System 200 may function as follows. The heat from the IC (not shown in FIG. 2) may conduct into the microchannel heat exchanger 300, thereby increasing the temperature of the walls of the microchannels. Liquid may be forced by pump 202 into an inlet plenum 204, where the liquid may enter the inlet of the microchannels. As the liquid passes through the microchannels, convective heat transfer may occur between the microchannel walls and the liquid. In a two phase heat exchanger, a portion of the fluid may exit the microchannels as a vapor at outlet plenum 206. The vapor then may enter a heat rejecter 208. The heat rejecter may include a second heat exchanger that performs the reverse phase transformation as microchannel heat exchanger 300—that is, the heat rejecter condenses the vapor phase entering at an inlet to a liquid phase at an outlet of the heat exchanger. For embodiments without phase change, so called single phase flows, a majority liquid phase may exit the microchannels at the outlet plenum 206 and the remote heat rejecter 208 may remove heat from the coolant without the coolant undergong phase transition. The pump 202 then may receive the condensed liquid at an inlet side, thus completing the cooling cycle.

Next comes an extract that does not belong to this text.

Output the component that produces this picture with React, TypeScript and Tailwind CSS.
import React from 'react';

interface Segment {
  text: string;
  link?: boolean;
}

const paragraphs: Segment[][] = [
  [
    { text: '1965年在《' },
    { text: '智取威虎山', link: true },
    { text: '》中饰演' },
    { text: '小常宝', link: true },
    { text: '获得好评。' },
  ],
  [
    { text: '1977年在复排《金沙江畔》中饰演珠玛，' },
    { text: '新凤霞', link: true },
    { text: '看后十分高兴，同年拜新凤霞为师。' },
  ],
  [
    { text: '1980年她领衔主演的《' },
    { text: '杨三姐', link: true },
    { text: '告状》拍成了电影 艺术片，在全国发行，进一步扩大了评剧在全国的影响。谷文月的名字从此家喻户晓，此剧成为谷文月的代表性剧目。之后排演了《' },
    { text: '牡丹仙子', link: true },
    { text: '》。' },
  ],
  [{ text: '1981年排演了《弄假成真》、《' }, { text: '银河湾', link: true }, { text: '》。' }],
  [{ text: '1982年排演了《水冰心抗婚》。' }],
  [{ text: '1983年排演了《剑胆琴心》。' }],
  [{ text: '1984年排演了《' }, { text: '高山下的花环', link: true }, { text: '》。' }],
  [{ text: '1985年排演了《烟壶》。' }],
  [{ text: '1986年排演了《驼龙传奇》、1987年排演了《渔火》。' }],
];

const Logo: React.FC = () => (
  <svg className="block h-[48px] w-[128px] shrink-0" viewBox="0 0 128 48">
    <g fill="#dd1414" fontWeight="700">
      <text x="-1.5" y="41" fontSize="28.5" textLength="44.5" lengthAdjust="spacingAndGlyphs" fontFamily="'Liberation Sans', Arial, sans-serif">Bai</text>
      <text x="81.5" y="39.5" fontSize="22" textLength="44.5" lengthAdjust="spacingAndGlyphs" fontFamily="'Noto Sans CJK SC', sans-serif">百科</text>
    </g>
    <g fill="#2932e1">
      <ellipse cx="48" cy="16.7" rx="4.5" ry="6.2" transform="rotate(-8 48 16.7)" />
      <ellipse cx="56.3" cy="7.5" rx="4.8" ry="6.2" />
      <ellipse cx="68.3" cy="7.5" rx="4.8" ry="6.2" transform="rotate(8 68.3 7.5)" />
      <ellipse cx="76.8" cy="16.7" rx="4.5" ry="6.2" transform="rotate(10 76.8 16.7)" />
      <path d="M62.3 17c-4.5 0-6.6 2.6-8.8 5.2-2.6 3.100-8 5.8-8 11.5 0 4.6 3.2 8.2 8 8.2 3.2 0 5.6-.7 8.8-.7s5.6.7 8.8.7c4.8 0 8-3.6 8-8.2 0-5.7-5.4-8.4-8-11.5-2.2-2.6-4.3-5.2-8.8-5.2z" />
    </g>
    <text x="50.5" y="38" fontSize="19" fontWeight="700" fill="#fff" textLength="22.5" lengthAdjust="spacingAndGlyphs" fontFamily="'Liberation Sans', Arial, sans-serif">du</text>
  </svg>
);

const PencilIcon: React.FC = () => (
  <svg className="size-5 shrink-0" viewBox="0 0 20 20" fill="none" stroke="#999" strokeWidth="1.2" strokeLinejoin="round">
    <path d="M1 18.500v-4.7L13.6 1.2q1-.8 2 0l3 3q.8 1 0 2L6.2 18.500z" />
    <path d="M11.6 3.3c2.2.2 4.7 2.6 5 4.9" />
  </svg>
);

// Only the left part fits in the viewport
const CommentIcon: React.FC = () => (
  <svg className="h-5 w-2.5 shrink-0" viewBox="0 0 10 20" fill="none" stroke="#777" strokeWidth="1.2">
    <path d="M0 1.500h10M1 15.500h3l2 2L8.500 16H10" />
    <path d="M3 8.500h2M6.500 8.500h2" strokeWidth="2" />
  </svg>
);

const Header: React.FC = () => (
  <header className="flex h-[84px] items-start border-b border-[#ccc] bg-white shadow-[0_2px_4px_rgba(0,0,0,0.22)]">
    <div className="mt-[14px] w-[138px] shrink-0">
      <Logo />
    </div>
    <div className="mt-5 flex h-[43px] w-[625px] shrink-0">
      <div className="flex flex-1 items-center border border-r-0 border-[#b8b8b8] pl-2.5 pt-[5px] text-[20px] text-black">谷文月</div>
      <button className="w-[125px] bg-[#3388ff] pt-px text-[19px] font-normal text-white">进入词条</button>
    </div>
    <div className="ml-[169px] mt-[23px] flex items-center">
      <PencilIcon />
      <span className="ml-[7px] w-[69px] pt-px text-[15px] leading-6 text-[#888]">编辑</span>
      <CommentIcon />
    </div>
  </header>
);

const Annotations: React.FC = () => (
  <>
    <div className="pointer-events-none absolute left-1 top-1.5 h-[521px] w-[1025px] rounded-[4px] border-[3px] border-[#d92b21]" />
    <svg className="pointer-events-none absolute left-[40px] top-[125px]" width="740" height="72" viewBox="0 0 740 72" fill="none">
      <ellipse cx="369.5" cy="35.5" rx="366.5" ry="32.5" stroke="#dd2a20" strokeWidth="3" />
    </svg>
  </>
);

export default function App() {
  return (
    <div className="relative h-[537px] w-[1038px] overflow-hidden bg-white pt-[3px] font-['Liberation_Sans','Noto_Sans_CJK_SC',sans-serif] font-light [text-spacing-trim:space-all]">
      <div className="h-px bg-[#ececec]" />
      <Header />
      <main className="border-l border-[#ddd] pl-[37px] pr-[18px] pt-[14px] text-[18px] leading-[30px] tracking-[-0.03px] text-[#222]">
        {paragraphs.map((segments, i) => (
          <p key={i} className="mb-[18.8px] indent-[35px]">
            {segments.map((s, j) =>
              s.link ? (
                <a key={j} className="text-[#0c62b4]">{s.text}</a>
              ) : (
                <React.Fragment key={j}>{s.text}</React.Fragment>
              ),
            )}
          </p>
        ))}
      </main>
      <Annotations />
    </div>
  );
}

In this manner system 200 acts to transfer the heat rejection process from the microelectronic device, which is typically somewhat centrally located within a chassis housing the system 90 of FIG. 1, for example, to the location of the remote heat exchanger, which can be more conveniently located within the chassis, or even externally.

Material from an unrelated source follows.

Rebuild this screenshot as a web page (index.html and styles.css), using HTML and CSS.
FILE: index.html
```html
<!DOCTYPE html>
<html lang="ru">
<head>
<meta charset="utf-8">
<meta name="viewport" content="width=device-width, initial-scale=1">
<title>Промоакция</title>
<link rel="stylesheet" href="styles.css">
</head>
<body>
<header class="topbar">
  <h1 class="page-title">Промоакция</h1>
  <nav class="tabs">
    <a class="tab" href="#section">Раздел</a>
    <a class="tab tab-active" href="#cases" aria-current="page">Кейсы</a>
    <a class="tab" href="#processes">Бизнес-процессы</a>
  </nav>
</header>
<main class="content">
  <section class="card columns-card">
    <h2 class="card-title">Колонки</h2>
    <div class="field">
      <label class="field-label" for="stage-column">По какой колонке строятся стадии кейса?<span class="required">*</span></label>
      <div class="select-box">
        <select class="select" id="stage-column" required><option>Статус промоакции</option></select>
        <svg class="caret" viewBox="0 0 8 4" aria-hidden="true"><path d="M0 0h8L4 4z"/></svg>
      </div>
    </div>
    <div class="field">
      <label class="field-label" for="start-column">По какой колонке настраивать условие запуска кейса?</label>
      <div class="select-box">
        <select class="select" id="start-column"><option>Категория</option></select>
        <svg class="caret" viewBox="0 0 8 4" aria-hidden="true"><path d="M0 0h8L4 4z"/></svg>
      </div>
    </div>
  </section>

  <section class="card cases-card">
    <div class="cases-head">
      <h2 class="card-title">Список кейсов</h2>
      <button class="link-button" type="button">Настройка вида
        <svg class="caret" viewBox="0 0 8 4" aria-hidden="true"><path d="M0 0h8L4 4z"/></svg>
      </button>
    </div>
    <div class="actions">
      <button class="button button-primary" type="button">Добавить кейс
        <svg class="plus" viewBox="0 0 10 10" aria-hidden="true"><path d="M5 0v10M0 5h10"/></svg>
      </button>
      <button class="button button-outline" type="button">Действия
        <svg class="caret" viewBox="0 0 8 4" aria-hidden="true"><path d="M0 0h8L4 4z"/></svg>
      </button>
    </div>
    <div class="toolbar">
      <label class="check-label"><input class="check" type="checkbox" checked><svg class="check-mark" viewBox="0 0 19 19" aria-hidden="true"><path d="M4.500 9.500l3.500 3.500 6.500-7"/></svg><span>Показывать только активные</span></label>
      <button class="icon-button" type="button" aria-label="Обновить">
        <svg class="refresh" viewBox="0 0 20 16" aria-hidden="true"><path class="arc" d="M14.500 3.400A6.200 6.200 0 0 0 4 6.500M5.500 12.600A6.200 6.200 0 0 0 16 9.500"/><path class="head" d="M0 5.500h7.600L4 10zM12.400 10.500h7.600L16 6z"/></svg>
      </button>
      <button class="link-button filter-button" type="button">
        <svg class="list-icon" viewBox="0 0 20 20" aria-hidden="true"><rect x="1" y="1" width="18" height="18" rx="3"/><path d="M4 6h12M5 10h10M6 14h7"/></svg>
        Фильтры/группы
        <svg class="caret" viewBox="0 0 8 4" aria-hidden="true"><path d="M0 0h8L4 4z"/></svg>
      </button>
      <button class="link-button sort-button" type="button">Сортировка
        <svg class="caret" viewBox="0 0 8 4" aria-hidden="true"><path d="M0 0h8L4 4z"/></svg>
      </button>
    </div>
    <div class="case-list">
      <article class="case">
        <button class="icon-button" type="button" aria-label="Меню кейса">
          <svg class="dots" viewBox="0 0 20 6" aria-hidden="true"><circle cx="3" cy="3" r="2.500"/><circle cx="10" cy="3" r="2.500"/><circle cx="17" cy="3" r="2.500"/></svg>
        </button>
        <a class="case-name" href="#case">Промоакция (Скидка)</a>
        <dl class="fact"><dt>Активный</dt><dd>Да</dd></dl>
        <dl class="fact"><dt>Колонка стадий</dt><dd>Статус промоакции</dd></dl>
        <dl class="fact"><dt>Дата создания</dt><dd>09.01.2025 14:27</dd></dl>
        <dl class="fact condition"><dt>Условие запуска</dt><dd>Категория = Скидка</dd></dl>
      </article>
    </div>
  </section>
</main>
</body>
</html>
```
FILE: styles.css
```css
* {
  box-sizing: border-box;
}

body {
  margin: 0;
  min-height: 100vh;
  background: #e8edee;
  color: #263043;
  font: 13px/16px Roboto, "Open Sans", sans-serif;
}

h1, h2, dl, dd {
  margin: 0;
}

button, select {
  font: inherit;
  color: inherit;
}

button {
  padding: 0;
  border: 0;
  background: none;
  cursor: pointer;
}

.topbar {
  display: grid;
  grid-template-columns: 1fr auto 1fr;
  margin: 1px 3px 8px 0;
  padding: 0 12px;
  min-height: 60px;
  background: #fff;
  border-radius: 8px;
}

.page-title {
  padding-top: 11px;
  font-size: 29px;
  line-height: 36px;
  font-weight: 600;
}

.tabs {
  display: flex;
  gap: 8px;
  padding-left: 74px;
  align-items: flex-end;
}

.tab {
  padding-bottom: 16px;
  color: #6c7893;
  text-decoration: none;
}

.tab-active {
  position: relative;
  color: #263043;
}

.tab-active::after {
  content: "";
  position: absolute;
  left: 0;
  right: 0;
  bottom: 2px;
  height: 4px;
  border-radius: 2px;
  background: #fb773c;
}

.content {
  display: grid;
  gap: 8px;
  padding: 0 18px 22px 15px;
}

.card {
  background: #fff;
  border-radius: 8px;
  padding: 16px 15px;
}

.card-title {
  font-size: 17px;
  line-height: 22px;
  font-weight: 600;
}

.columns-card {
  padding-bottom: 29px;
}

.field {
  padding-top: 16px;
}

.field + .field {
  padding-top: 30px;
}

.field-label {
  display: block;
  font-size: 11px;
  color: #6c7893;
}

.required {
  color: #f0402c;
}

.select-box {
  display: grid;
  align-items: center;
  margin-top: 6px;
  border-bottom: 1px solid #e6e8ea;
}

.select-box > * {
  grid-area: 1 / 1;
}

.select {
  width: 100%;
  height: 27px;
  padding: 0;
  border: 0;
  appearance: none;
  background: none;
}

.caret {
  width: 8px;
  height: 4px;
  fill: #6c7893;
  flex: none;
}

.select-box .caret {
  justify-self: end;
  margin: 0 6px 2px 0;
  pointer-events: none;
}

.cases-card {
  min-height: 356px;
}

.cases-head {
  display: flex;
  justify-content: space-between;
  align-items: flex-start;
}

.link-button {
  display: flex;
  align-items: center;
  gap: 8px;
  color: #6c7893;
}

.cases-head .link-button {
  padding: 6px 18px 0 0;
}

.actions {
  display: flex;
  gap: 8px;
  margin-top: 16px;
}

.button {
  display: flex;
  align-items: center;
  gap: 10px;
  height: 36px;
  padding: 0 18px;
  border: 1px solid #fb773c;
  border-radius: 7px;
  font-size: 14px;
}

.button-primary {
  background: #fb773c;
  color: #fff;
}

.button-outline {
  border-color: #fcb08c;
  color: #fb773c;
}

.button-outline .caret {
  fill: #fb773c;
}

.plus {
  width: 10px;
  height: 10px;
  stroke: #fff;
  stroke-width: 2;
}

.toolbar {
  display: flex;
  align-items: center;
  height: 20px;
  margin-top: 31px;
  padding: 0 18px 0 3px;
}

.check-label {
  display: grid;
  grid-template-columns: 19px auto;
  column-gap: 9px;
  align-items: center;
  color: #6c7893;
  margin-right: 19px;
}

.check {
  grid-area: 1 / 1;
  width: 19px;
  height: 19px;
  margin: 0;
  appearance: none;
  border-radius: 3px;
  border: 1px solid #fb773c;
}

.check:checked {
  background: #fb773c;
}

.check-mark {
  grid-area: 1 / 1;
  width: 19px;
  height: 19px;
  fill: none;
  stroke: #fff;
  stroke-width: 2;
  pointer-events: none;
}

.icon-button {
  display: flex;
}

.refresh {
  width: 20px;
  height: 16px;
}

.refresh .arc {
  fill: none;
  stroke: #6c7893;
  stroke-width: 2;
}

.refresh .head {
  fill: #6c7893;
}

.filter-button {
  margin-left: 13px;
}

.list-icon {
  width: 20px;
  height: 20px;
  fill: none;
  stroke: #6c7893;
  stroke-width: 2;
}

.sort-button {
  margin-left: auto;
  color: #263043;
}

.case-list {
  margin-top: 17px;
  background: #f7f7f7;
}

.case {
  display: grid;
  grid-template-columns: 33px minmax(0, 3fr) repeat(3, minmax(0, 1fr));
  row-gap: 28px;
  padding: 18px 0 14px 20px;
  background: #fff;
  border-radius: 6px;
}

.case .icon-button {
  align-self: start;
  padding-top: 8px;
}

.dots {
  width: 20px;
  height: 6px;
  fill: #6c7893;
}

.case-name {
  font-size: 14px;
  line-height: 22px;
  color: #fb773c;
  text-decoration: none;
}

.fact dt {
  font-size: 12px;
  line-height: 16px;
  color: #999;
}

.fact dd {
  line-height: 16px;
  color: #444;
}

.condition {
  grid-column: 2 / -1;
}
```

Heat Source—Microchannel Heat Exchanger Assembly Overview

FIG. 3 illustrates in cross-sectional view one embodiment of a microchannel heat exchanger 300. Heat exchanger 300 may include a fin 302 housed within a metal base 304 to define channels 306 and 310 between fin 302, base 304 and cover plate 308. For illustration purposes the size and form of fin 302 and the dimensions of channels 306 and 310 are exaggerated for clarity. In operation, heat exchanger 300 may act as a thermal mass to absorb heat conducted from integrated circuits. Details of exemplary configurations of channels 306 and 310 are discussed below with reference to FIG. 8-11. Fin 302 and base 304 may be formed using well-known techniques. For example, fin 302 can be formed by folding metal sheet stock and base 304 can be formed by stamping metal sheet stock. Alternatively, fin 302 and channel can be formed by a material removal process such as etching. As yet another exemplary alternative, fin 302 and base 304 may be the silicon or package of the microelectronic device.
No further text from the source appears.